Perdana menteri Hamas, Ismail Haniyeh, sempat meminta agar bantuan bahan bakar diizinkan masuk Gaza. “Gaza selamat dari dua perang, dan akan keluar dari kondisi sulit ini,” kata Haniyeh, yang ikut memantau area yang dilanda badai salju.
Kesulitan bahan bakar memaksa pemerintah menghentikan operasional generator listrik. Akibatnya, listrik padam lebih dari 12 jam yang sangat mengganggu warga, kinerja rumah sakit, pengolahan limbah, dan bisnis.
Di Turki, Alexa membuat otoritas Turki membatalkan 240 penerbangan internasional dan domestik. Selat Bosphorus, lintasan logistik tersibuk di dunia, juga sempat ditutup karena angin kencang, ombak tinggi, dan terbatasnya jarak pandang di perairan itu.
Namun dampak terberat badai salju ini dialami para pengungsi perang. Sekitar 80 ribu pengungsi konflik Suriah terpaksa menghadapi udara dingin dalam tenda-tenda di kamp Zaatari di Yordania.

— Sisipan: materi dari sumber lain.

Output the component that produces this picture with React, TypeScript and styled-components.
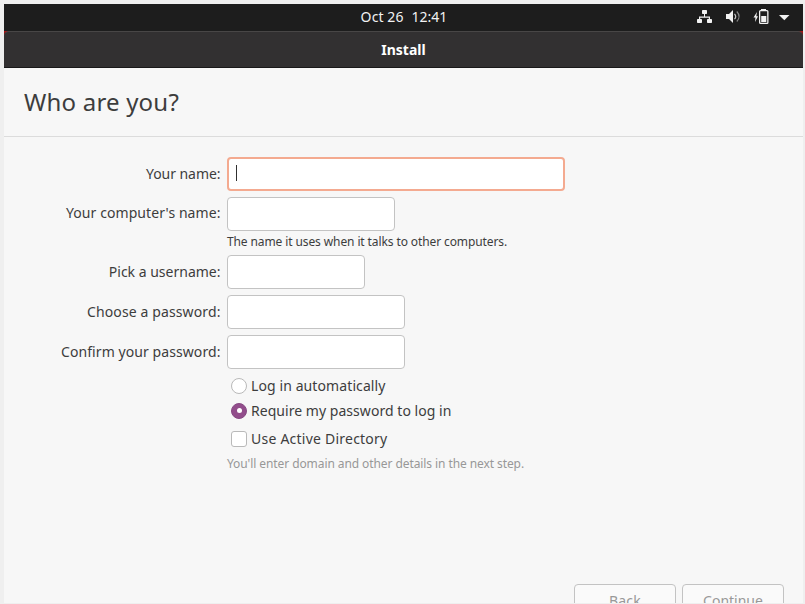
import React from 'react';
import styled, { createGlobalStyle } from 'styled-components';

const GlobalStyle = createGlobalStyle`
  * { box-sizing: border-box; }
  body {
    margin: 0;
    overflow: hidden;
    background: #efefef;
    font-family: "Noto Sans", "Open Sans", sans-serif;
    font-size: 14px;
    color: #3d3d3d;
  }
`;

const Screen = styled.div`
  display: flex;
  flex-direction: column;
  height: 604px;
  padding: 4px 2px 1px 4px;
`;

const TopBar = styled.header`
  display: grid;
  grid-template-columns: 1fr auto 1fr;
  align-items: start;
  flex: none;
  height: 27px;
  background: #1d1d1d;
  color: #f2f2f2;
`;

const Clock = styled.div`
  grid-column: 2;
  display: flex;
  gap: 8px;
  line-height: 25px;
  padding-left: 1px;
`;

const Spaced = styled.span<{ $ls?: number }>`
  letter-spacing: ${p => p.$ls ?? 0}px;
`;

const Tray = styled.div`
  display: flex;
  justify-content: flex-end;
  padding: 5px 13px 0 0;
  svg { display: block; }
`;

const TitleFrame = styled.div`
  flex: none;
  height: 37px;
  background: linear-gradient(#b01818, #5a1012 5px, #1d1d1d 8px);
`;

const TitleBar = styled.div`
  height: 37px;
  border-top: 1px solid #484646;
  border-bottom: 1px solid #191819;
  border-radius: 5px 5px 0 0;
  background: #323031;
  color: #fff;
  font-weight: 700;
  text-align: center;
  line-height: 35px;
`;

const Body = styled.main`
  flex: 1;
  min-height: 0;
  display: flex;
  flex-direction: column;
  overflow: hidden;
  background: #f7f7f7;
`;

const Heading = styled.h1`
  flex: none;
  margin: 0;
  height: 69px;
  padding-left: 20px;
  border-bottom: 1px solid #dcdcdc;
  font-size: 24px;
  font-weight: 400;
  line-height: 68px;
  letter-spacing: 0.2px;
`;

const Form = styled.form`
  flex: none;
  display: grid;
  grid-template-columns: 216.5px 1fr;
  column-gap: 6.5px;
  grid-template-rows: 34px 34px 12px 34px 34px 34px;
  row-gap: 6px;
  padding-top: 20px;
`;

const Label = styled.label<{ $ls?: number; $raised?: boolean }>`
  text-align: right;
  line-height: ${p => (p.$raised ? 32 : 34)}px;
  white-space: nowrap;
  letter-spacing: ${p => p.$ls ?? 0}px;
`;

const Field = styled.div<{ $width: number; $focused?: boolean }>`
  display: flex;
  align-items: center;
  width: ${p => p.$width}px;
  height: 34px;
  padding-left: ${p => (p.$focused ? 7 : 8)}px;
  border: ${p => (p.$focused ? '2px solid #f4aa90' : '1px solid #c3c3c3')};
  border-radius: 4px;
  background: #fff;
`;

const Caret = styled.span`
  width: 1px;
  height: 16px;
  margin-top: -2px;
  background: #303030;
`;

const Hint = styled.div<{ $muted?: boolean }>`
  font-size: 12px;
  white-space: nowrap;
  letter-spacing: ${p => (p.$muted ? -0.085 : -0.107)}px;
  line-height: 16px;
  color: ${p => (p.$muted ? '#989898' : '#3d3d3d')};
`;

const FieldHint = styled(Hint)`
  grid-column: 2;
  margin-top: -3px;
`;

const OptionHint = styled(Hint)`
  margin-top: 2px;
`;

const Options = styled.div`
  flex: none;
  display: flex;
  flex-direction: column;
  padding: 4px 0 0 223px;
`;

const Option = styled.div<{ $height: number; $ls: number }>`
  display: flex;
  align-items: center;
  gap: 4px;
  height: ${p => p.$height}px;
  padding-left: 4px;
  letter-spacing: ${p => p.$ls}px;
`;

const Mark = styled.span<{ $kind: 'radio' | 'check'; $on?: boolean }>`
  display: flex;
  align-items: center;
  justify-content: center;
  width: 16px;
  height: 16px;
  border: 1px solid ${p => (p.$on ? '#874983' : '#b9b9b9')};
  border-radius: ${p => (p.$kind === 'radio' ? '50%' : '3px')};
  background: ${p => (p.$on ? '#924d8b' : '#fff')};
`;

const Dot = styled.span`
  width: 5px;
  height: 5px;
  border-radius: 50%;
  background: #fff;
`;

const Footer = styled.footer`
  display: flex;
  justify-content: flex-end;
  gap: 6px;
  flex: none;
  height: 19px;
  margin-top: auto;
  padding-right: 19px;
`;

const Button = styled.button<{ $ls?: number }>`
  width: 102px;
  height: 34px;
  padding: 0;
  border: 1px solid #c3c3c3;
  border-radius: 4px;
  background: #fafafa;
  color: #989898;
  font: inherit;
  line-height: 32px;
  letter-spacing: ${p => p.$ls ?? 0}px;
`;

const TrayIcons = () => (
  <svg width="94" height="16" viewBox="0 0 94 16" fill="#f2f2f2">
    <rect x="6" y="1" width="5" height="4" rx="0.7" />
    <path d="M8 5h1v2.500h5V10.500h-1.200V8.800H4.200V10.500H3V7.500h5z" />
    <rect x="1" y="10" width="5" height="4" rx="0.7" />
    <rect x="11" y="10" width="5" height="4" rx="0.7" />
    <path d="M30 5h3l4-4v13l-4-4h-3z" />
    <path d="M38.500 4.800q2.400 2.700 0 5.400" fill="none" stroke="#c8c8c8" strokeWidth="1.200" />
    <path d="M40.800 2.500q4.600 5 0 10" fill="none" stroke="#858585" strokeWidth="1.200" />
    <path d="M61 3L57.500 8.500h2L59 13 62 7.300H60.300z" />
    <path d="M65 0h5v1h1q1.500 0 1.500 1.500v11q0 1.500-1.500 1.500h-6.500q-1.500 0-1.500-1.500v-11Q63 1 64.500 1H65zM64.300 2.300v11.400h6.900V2.300z" fillRule="evenodd" />
    <rect x="65.200" y="7" width="5.100" height="6" />
    <path d="M83 6h10.500l-5.200 5.300z" />
  </svg>
);

export default function App() {
  return (
    <>
      <GlobalStyle />
      <Screen>
        <TopBar>
          <Clock>
            <Spaced $ls={0.1}>Oct 26</Spaced>
            <Spaced>12:41</Spaced>
          </Clock>
          <Tray>
            <TrayIcons />
          </Tray>
        </TopBar>
        <TitleFrame>
          <TitleBar>Install</TitleBar>
        </TitleFrame>
        <Body>
          <Heading>Who are you?</Heading>
          <Form>
            <Label $ls={-0.05}>Your name:</Label>
            <Field $width={338} $focused>
              <Caret />
            </Field>
            <Label $ls={0.075} $raised>Your computer's name:</Label>
            <Field $width={168} />
            <FieldHint>The name it uses when it talks to other computers.</FieldHint>
            <Label>Pick a username:</Label>
            <Field $width={138} />
            <Label $ls={0.117}>Choose a password:</Label>
            <Field $width={178} />
            <Label $ls={0.077}>Confirm your password:</Label>
            <Field $width={178} />
          </Form>
          <Options>
            <Option $height={25} $ls={0.1}>
              <Mark $kind="radio" />
              Log in automatically
            </Option>
            <Option $height={25} $ls={0.04}>
              <Mark $kind="radio" $on>
                <Dot />
              </Mark>
              Require my password to log in
            </Option>
            <Option $height={31} $ls={0.23}>
              <Mark $kind="check" />
              Use Active Directory
            </Option>
            <OptionHint $muted>You'll enter domain and other details in the next step.</OptionHint>
          </Options>
          <Footer>
            <Button $ls={0.2}>Back</Button>
            <Button>Continue</Button>
          </Footer>
        </Body>
      </Screen>
    </>
  );
}
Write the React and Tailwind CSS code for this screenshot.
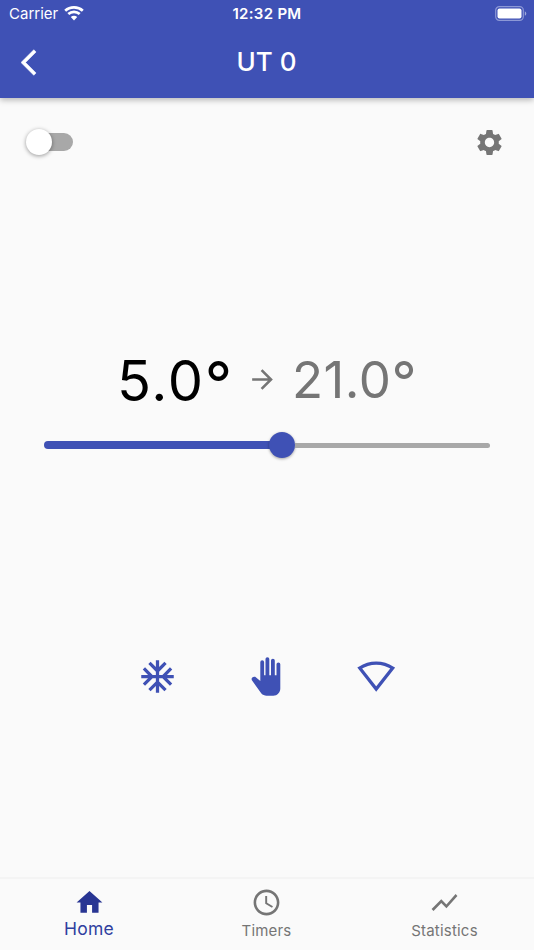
import React from "react";
import {
  MdAccessTime,
  MdAcUnit,
  MdArrowForward,
  MdSettings,
  MdShowChart,
} from "react-icons/md";

const WifiIcon = () => (
  <svg width="20" height="15" viewBox="0 0 20 15" fill="none" stroke="white">
    <path d="M1.2 4.8C6 .3 14 .3 18.8 4.8" strokeWidth="2.7" />
    <path d="M4.3 8.1c3.2-3 8.2-3 11.4 0" strokeWidth="2.7" />
    <path d="M6.8 11c1.9-1.6 4.5-1.6 6.4 0L10 14.4z" fill="white" stroke="none" />
  </svg>
);

const BatteryIcon = () => (
  <svg width="32" height="15" viewBox="0 0 32 15" fill="none">
    <rect x=".7" y=".7" width="27.6" height="13.6" rx="3.6" stroke="#8c98d6" strokeWidth="1.2" />
    <rect x="2.5" y="2.5" width="24" height="10" rx="2" fill="white" />
    <path d="M29.8 5.2c2 .9 2 3.7 0 4.6z" fill="#9fa8da" />
  </svg>
);

const BackIcon = () => (
  <svg width="31" height="31" viewBox="0 0 24 24" fill="white" stroke="white" strokeWidth="0.4">
    <path d="M11.67 3.87L9.9 2.1 0 12l9.9 9.9 1.77-1.77L3.54 12z" />
  </svg>
);

const HomeIcon = () => (
  <svg width="31" height="31" viewBox="0 0 24 24" fill="currentColor">
    <path d="M10 20v-6h4v6h5v-8h3L12 3 2 12h3v8z" />
  </svg>
);

const HandIcon = () => (
  <svg width="30" height="39" viewBox="0 0 30 39" fill="currentColor">
    <path d="M29.3 7.3v24.2c0 4-3 7.2-7 7.2h-6.8c-2 0-3.8-.8-5.1-2.2L.9 23.2c-1.1-1.7.8-4.2 3.3-3.4L9.3 24V5.2a1.9 1.9 0 0 1 3.8 0v13h1.4V2.1a1.9 1.9 0 0 1 3.8 0v16.1H20V3.6a1.9 1.9 0 0 1 3.8 0v14.6h1.7V7.3a1.9 1.9 0 0 1 3.8 0z" />
  </svg>
);

const SignalIcon = () => (
  <svg width="38" height="32" viewBox="0 0 38 32" fill="none" stroke="currentColor" strokeWidth="3.3">
    <path d="M2.7 8C12.6 1.4 25.8 1.4 35.7 8L19.2 29z" />
  </svg>
);

const tabs = [
  { label: "Home", icon: <HomeIcon />, active: true },
  { label: "Timers", icon: <MdAccessTime size={31} /> },
  { label: "Statistics", icon: <MdShowChart size={31} /> },
];

export default function App() {
  return (
    <div className="flex h-[950px] w-[534px] flex-col overflow-hidden bg-[#fafafa] font-['Inter',sans-serif]">
      {/* App bar */}
      <header className="h-[98px] shrink-0 bg-[#3f51b5] text-white shadow-[0_2px_6px_rgba(0,0,0,0.28)]">
        <div className="grid h-[27px] grid-cols-3 items-center pr-[7px] pl-[9px]">
          <div className="flex items-center gap-[6px]">
            <span className="pt-[2px] text-[15px]">Carrier</span>
            <WifiIcon />
          </div>
          <span className="pt-[2px] pr-[2px] text-center text-[15px] font-semibold tracking-[0.3px]">12:32 PM</span>
          <div className="flex justify-end">
            <BatteryIcon />
          </div>
        </div>
        <div className="grid h-[71px] grid-cols-3 items-center pr-[22px] pl-[21px]">
          <BackIcon />
          <h1 className="pb-[2px] text-center text-[26px] font-medium">UT 0</h1>
        </div>
      </header>

      <main className="flex flex-1 flex-col">
        <div className="flex h-[88px] items-center justify-between pr-[29px] pl-[26px]">
          <div className="flex h-[26px] w-[47px] items-center rounded-full">
            <div className="z-10 h-[26px] w-[26px] shrink-0 rounded-full bg-white shadow-[0_1px_4px_rgba(0,0,0,0.4)]" />
            <div className="-ml-[18px] h-[18px] w-[38.5px] shrink-0 rounded-full bg-[#a8a8a8]" />
          </div>
          <MdSettings size={31} className="text-[#757575]" />
        </div>

        {/* Temperature */}
        <div className="mt-[159px] flex h-[70px] items-center pl-[117px]">
          <span className="w-[130px] pt-[2px] text-[56px] leading-[70px] tracking-[1.7px] text-black">
            5.0<span className="align-[-4px] text-[60px] leading-none">°</span>
          </span>
          <MdArrowForward size={31} className="mb-px shrink-0 text-[#757575]" />
          <span className="ml-[14px] text-[51px] leading-[70px] tracking-[0.5px] text-[#757575]">
            21.0<span className="align-[-3px] text-[55px] leading-none">°</span>
          </span>
        </div>
        <div className="mx-[44px] mt-[17px] flex h-[26px] items-center">
          <div className="h-2 w-[230px] rounded-l-full bg-[#3f51b5]" />
          <div className="-ml-[5px] h-[26px] w-[26px] rounded-full bg-[#3f51b5] shadow-[0_1px_3px_rgba(0,0,0,0.35)]" />
          <div className="h-[5px] flex-1 rounded-r-full bg-[#a8a8a8]" />
        </div>

        {/* Modes */}
        <div className="mt-[198px] flex h-[40px] items-center pl-[138px] text-[#3f51b5]">
          <MdAcUnit size={39} />
          <div className="ml-[74px]">
            <HandIcon />
          </div>
          <div className="ml-[76px]">
            <SignalIcon />
          </div>
        </div>
      </main>

      <nav className="grid h-[73px] shrink-0 grid-cols-3 border-t-2 border-[#f4f4f4]">
        {tabs.map((tab) => (
          <div
            key={tab.label}
            className={`flex flex-col items-center pt-[8px] ${tab.active ? "text-[#283593]" : "pr-px text-[#757575]"}`}
          >
            {tab.icon}
            <span
              className={
                tab.active
                  ? "text-[17.5px] leading-[22px] tracking-[0.3px] text-[#303f9f]"
                  : "text-[15px] leading-[25px] tracking-[0.2px]"
              }
            >
              {tab.label}
            </span>
          </div>
        ))}
      </nav>
    </div>
  );
}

"Kami seperti keluar dari tragedi lama, dan kini mendapat yang baru," kata Khalil Atma, pengungsi dari Sanameen di Suriah utara. Atma harus bertahan dalam trailer yang kebanjiran dan tanpa pemanas bersama dua putrinya.
Lembaga kemanusiaan berusaha menyalurkan bantuan berupa makanan, selimut, dan baju kering. Tak hanya Yordania yang kebanjiran pengungsi. Di Libanon saja, ada lebih dari 830 ribu pengungsi asal Suriah yang tinggal di dalam tenda atau gedung kosong tanpa pemanas ruangan.
"Mereka butuh bantuan untuk menghadapi musim dingin. Organisasi kami sudah bekerja keras, tapi kondisi musim dingin sangat kejam," kata Saba Mobaslat, direktur organisasi Save the Children International di Zaatari.
Direktur World Food Program Matthew Hollingworth mengatakan cuaca di Suriah memang dingin saat musim dingin tiba, dan warga biasanya sudah siap dengan pakaian hangat. “Tapi kondisinya akan berbeda ketika mereka harus menghadapi musim dingin di pengungsian dengan fasilitas terbatas,” tuturnya.
PBB memperkirakan ada 2,3 juta pengungsi yang meninggalkan Suriah sejak konflik pecah pada 2011, dan mencari tempat aman di negara tetangga. Namun ada 6,5 juta warga yang tak bisa pergi dan terjebak konflik di Suriah.